I don't get angry when people don't reply to my comments -- usually I forget about them about 10 seconds after leaving them, unless it's someone I know, in which case I usually know why they haven't replied, be it a real excuse (RL business, etc) or general lameness ;) I just don't bother to comment to people where I can see from their pattern that they can't be bothered to reply to me.

Also, I will freely admit that the "pages of comments" issue is pure fannish jealousy -- I've never once gone over 2 pages of comments on a story, so I feel childish, petty envy for others who do. Ah, the life of a fan, 32 years old and still annoyed that Peggy Sue got more Valentines in her handmade basket than I did ;)

Date: 2006-02-13 09:47 pm (UTC)
From: [identity profile] icarusancalion.livejournal.com
I'm "fire and forget" when it comes to most feedback, and comments. Sometimes there's an author that I really fangirl, in which case I'm hoping for a response. But that's almost never the case.

Once I had a review that sat in my folder for... oh, I won't admit how long... I lost all moral high ground for demanding people reply immediately to my reviews.

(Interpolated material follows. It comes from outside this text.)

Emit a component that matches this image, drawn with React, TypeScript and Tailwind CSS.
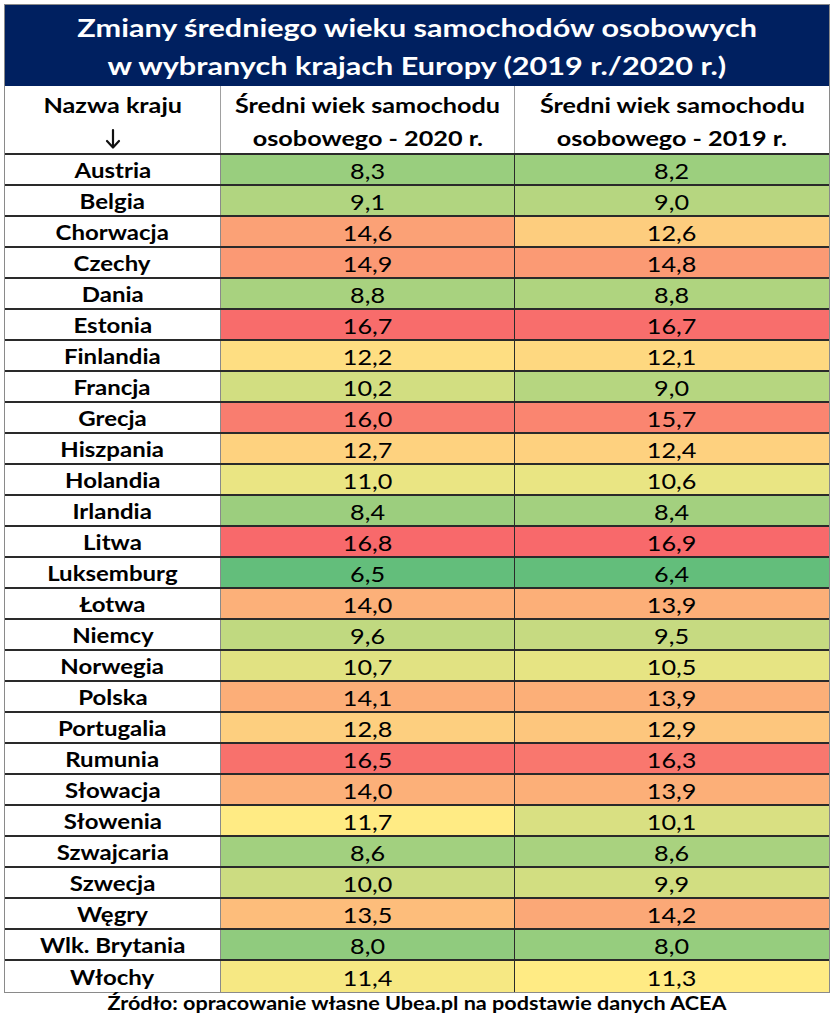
import React from "react";

const rows: [string, number, number][] = [
  ["Austria", 8.3, 8.2],
  ["Belgia", 9.1, 9.0],
  ["Chorwacja", 14.6, 12.6],
  ["Czechy", 14.9, 14.8],
  ["Dania", 8.8, 8.8],
  ["Estonia", 16.7, 16.7],
  ["Finlandia", 12.2, 12.1],
  ["Francja", 10.2, 9.0],
  ["Grecja", 16.0, 15.7],
  ["Hiszpania", 12.7, 12.4],
  ["Holandia", 11.0, 10.6],
  ["Irlandia", 8.4, 8.4],
  ["Litwa", 16.8, 16.9],
  ["Luksemburg", 6.5, 6.4],
  ["Łotwa", 14.0, 13.9],
  ["Niemcy", 9.6, 9.5],
  ["Norwegia", 10.7, 10.5],
  ["Polska", 14.1, 13.9],
  ["Portugalia", 12.8, 12.9],
  ["Rumunia", 16.5, 16.3],
  ["Słowacja", 14.0, 13.9],
  ["Słowenia", 11.7, 10.1],
  ["Szwajcaria", 8.6, 8.6],
  ["Szwecja", 10.0, 9.9],
  ["Węgry", 13.5, 14.2],
  ["Wlk. Brytania", 8.0, 8.0],
  ["Włochy", 11.4, 11.3],
];

const LOW = [99, 190, 123];
const MID = [255, 235, 132];
const HIGH = [248, 105, 107];

function scale(values: number[]) {
  const sorted = [...values].sort((a, b) => a - b);
  const min = sorted[0];
  const max = sorted[sorted.length - 1];
  const pos = (sorted.length - 1) * 0.5;
  const lo = Math.floor(pos);
  const mid = sorted[lo] + (sorted[Math.ceil(pos)] - sorted[lo]) * (pos - lo);
  return (v: number) => {
    let a: number[], b: number[], t: number;
    if (v <= mid) {
      a = LOW;
      b = MID;
      t = mid === min ? 1 : (v - min) / (mid - min);
    } else {
      a = MID;
      b = HIGH;
      t = max === mid ? 0 : (v - mid) / (max - mid);
    }
    const c = a.map((x, i) => Math.round(x + (b[i] - x) * t));
    return `rgb(${c[0]},${c[1]},${c[2]})`;
  };
}

const c2020 = scale(rows.map((r) => r[1]));
const c2019 = scale(rows.map((r) => r[2]));

const fmt = (v: number) => v.toFixed(1).replace(".", ",");

function W({ children }: { children: React.ReactNode }) {
  return <span className="inline-block scale-x-[1.2] whitespace-nowrap">{children}</span>;
}

function DownArrow() {
  return (
    <svg width="16" height="22" viewBox="0 0 16 22" className="mt-[2px]">
      <path
        d="M8 2 V19 M2 13 L8 19.5 L14 13"
        fill="none"
        stroke="#111"
        strokeWidth="2.2"
        strokeLinecap="round"
        strokeLinejoin="round"
      />
    </svg>
  );
}

export default function App() {
  return (
    <div
      className="bg-white w-[834px] h-[1024px] pt-1 pl-1 text-black"
      style={{ fontFamily: "Lato, 'Open Sans', sans-serif" }}
    >
      <div className="w-[826px] border border-[#8a8a8a]">
        <div className="h-[81px] bg-[#002060] flex flex-col items-center justify-center pt-[1px] text-white font-bold text-[25.5px] leading-[38px]">
          <W>Zmiany średniego wieku samochodów osobowych</W>
          <W>w wybranych krajach Europy (2019 r./2020 r.)</W>
        </div>
        <div className="h-[69px] grid grid-cols-[216px_294px_1fr] border-b-2 border-[#2a2a2a] text-[21px] font-bold leading-[33px] overflow-hidden">
          <div className="flex flex-col items-center justify-center pt-[2px] border-r border-[#a0a0a0]">
            <W>Nazwa kraju</W>
            <div className="h-[33px] flex items-center justify-center">
              <DownArrow />
            </div>
          </div>
          <div className="flex flex-col items-center justify-center pt-[2px] border-r border-[#a0a0a0]">
            <W>Średni wiek samochodu</W>
            <W>osobowego - 2020 r.</W>
          </div>
          <div className="flex flex-col items-center justify-center pt-[2px]">
            <W>Średni wiek samochodu</W>
            <W>osobowego - 2019 r.</W>
          </div>
        </div>
        {rows.map(([name, a, b], i) => (
          <div
            key={name}
            className={`h-[31px] grid grid-cols-[216px_294px_1fr] overflow-hidden ${
              i < rows.length - 1 ? "border-b-2 border-[#2a2a2a]" : ""
            }`}
          >
            <div className="flex items-center justify-center pt-[1px] font-bold text-[20px] leading-[28px] border-r border-[#8a8a8a] bg-white">
              <W>{name}</W>
            </div>
            <div
              className="flex items-center justify-center pt-[2px] text-[21px] leading-[27px] border-r border-[#2a2a2a]"
              style={{ backgroundColor: c2020(a) }}
            >
              <W>{fmt(a)}</W>
            </div>
            <div
              className="flex items-center justify-center pt-[2px] text-[21px] leading-[27px]"
              style={{ backgroundColor: c2019(b) }}
            >
              <W>{fmt(b)}</W>
            </div>
          </div>
        ))}
      </div>
      <div className="w-[826px] text-center font-bold text-[18px] leading-[24px] mt-[-2px]">
        <W>Źródło: opracowanie własne Ubea.pl na podstawie danych ACEA</W>
      </div>
    </div>
  );
}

Also, I will freely admit that the "pages of comments" issue is pure fannish jealousy --

I feel so silly that I get that kind of jealousy, too. I start rationalizing it, "well, they've got X number of stories they've posted in X places, and they're rec'd by X, so if I did all of that..."

Voila. I convince myself that pages of comments are within reach and it's just a matter of jumping the through the right hoops and some hard work. *firm nod*

Icarus

Date: 2006-02-13 10:11 pm (UTC)
From: [identity profile] millefiori.livejournal.com
is the goal to encourage the author? .... If that's the goal, then what does it matter if you get a reply?

I know you didn't ask me this, but I want to answer -- for me part of the goal is to encourage the author, but another part is to make a connection with the author, to start a discussion about the story. For me that's what sharing fanfic is all about. Because of this, I tend to feel rebuffed/rejected if an overture is met with silence. I try not to get irritated or angry (because I don't know why they didn't reply), but I can't help feeling that future attempts to connect with that particular writer would be a waste of my time.

Date: 2006-02-13 10:46 pm (UTC)
From: [identity profile] icarusancalion.livejournal.com
for me part of the goal is to encourage the author, but another part is to make a connection with the author, to start a discussion about the story. For me that's what sharing fanfic is all about. Because of this, I tend to feel rebuffed/rejected if an overture is met with silence.

Ah, in that case a completely reasonable response. And no doubt your review reflects that, opens at least one topic for discussion.

One time someone was replying to comments in their LJ in a way that skipped over the people she didn't know and only answered her friends. That irritated me because it in effect shut people out. I felt quite ignored in that instance.

Icarus

Date: 2006-02-14 01:35 am (UTC)
From: [identity profile] millefiori.livejournal.com
And no doubt your review reflects that, opens at least one topic for discussion.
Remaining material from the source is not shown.